• **Task**:
Copy out the listing that follows, exact in every word, and skip the images.
■ ■ ■ ■
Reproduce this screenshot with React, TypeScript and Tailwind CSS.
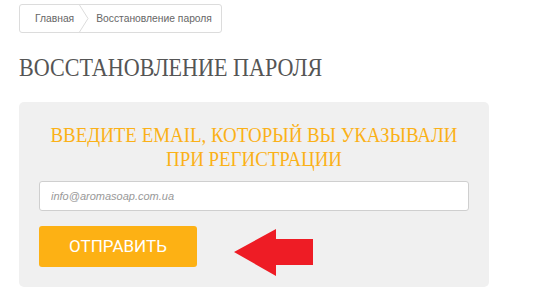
const ArrowLeft = () => (
    <svg width="80" height="48" viewBox="0 0 80 48" className="block">
        <path d="M0 23 L42 0 L42 10 L79 10 L79 36 L42 36 L42 47 Z" fill="#ee1c25" />
    </svg>
);

const App = () => {
    return (
        <div className="w-[550px] h-[305px] bg-white pl-[19px] pt-[4px] font-['Liberation_Sans',Arial,sans-serif] overflow-hidden">
            {/* Breadcrumbs */}
            <div className="inline-flex items-stretch h-[29px] border border-[#dcdcdc] rounded-[3px] text-[10.3px] text-[#666]">
                <span className="flex items-center pl-[15px] pr-[5px]">Главная</span>
                <svg width="10" height="27" viewBox="0 0 10 27" className="block">
                    <path d="M0.5 0 L9 13.5 L0.5 27" fill="none" stroke="#dcdcdc" strokeWidth="1" />
                </svg>
                <span className="flex items-center pl-[7px] pr-[9px]">Восстановление пароля</span>
            </div>

            {/* Title */}
            <h1 className="mt-[20px] text-[26px] leading-[30px] text-[#555] font-['Liberation_Serif',serif] whitespace-nowrap scale-x-[0.85] origin-left">
                ВОССТАНОВЛЕНИЕ ПАРОЛЯ
            </h1>

            {/* Form panel */}
            <div className="mt-[19px] w-[470px] bg-[#f0f0f0] rounded-[5px] px-[20px] pt-[21px] pb-[10px]">
                <h2 className="-mx-[20px] text-center text-[21px] leading-[24px] text-[#fbb117] font-['Liberation_Serif',serif] whitespace-nowrap scale-x-[0.9]">
                    ВВЕДИТЕ EMAIL, КОТОРЫЙ ВЫ УКАЗЫВАЛИ<br />ПРИ РЕГИСТРАЦИИ
                </h2>
                <input
                    type="text"
                    placeholder="info@aromasoap.com.ua"
                    className="mt-[10px] block w-full h-[30px] bg-white border border-[#cfcfcf] rounded-[3px] px-[11px] text-[11px] italic placeholder:text-[#999] outline-none"
                />
                <div className="mt-[15px] flex items-start">
                    <button className="w-[158px] h-[41px] bg-[#fdb114] rounded-[3px] text-white text-[17px] font-['Roboto',sans-serif]">
                        ОТПРАВИТЬ
                    </button>
                    <div className="ml-[37px] mt-[3px]">
                        <ArrowLeft />
                    </div>
                </div>
            </div>
        </div>
    );
};

export default App;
■ ■ ■ ■
• **Response below**:
Reproduce this screenshot with React, TypeScript and Tailwind CSS.
const ArrowLeft = () => (
    <svg width="80" height="48" viewBox="0 0 80 48" className="block">
        <path d="M0 23 L42 0 L42 10 L79 10 L79 36 L42 36 L42 47 Z" fill="#ee1c25" />
    </svg>
);

const App = () => {
    return (
        <div className="w-[550px] h-[305px] bg-white pl-[19px] pt-[4px] font-['Liberation_Sans',Arial,sans-serif] overflow-hidden">
            {/* Breadcrumbs */}
            <div className="inline-flex items-stretch h-[29px] border border-[#dcdcdc] rounded-[3px] text-[10.3px] text-[#666]">
                <span className="flex items-center pl-[15px] pr-[5px]">Главная</span>
                <svg width="10" height="27" viewBox="0 0 10 27" className="block">
                    <path d="M0.5 0 L9 13.5 L0.5 27" fill="none" stroke="#dcdcdc" strokeWidth="1" />
                </svg>
                <span className="flex items-center pl-[7px] pr-[9px]">Восстановление пароля</span>
            </div>

            {/* Title */}
            <h1 className="mt-[20px] text-[26px] leading-[30px] text-[#555] font-['Liberation_Serif',serif] whitespace-nowrap scale-x-[0.85] origin-left">
                ВОССТАНОВЛЕНИЕ ПАРОЛЯ
            </h1>

            {/* Form panel */}
            <div className="mt-[19px] w-[470px] bg-[#f0f0f0] rounded-[5px] px-[20px] pt-[21px] pb-[10px]">
                <h2 className="-mx-[20px] text-center text-[21px] leading-[24px] text-[#fbb117] font-['Liberation_Serif',serif] whitespace-nowrap scale-x-[0.9]">
                    ВВЕДИТЕ EMAIL, КОТОРЫЙ ВЫ УКАЗЫВАЛИ<br />ПРИ РЕГИСТРАЦИИ
                </h2>
                <input
                    type="text"
                    placeholder="info@aromasoap.com.ua"
                    className="mt-[10px] block w-full h-[30px] bg-white border border-[#cfcfcf] rounded-[3px] px-[11px] text-[11px] italic placeholder:text-[#999] outline-none"
                />
                <div className="mt-[15px] flex items-start">
                    <button className="w-[158px] h-[41px] bg-[#fdb114] rounded-[3px] text-white text-[17px] font-['Roboto',sans-serif]">
                        ОТПРАВИТЬ
                    </button>
                    <div className="ml-[37px] mt-[3px]">
                        <ArrowLeft />
                    </div>
                </div>
            </div>
        </div>
    );
};

export default App;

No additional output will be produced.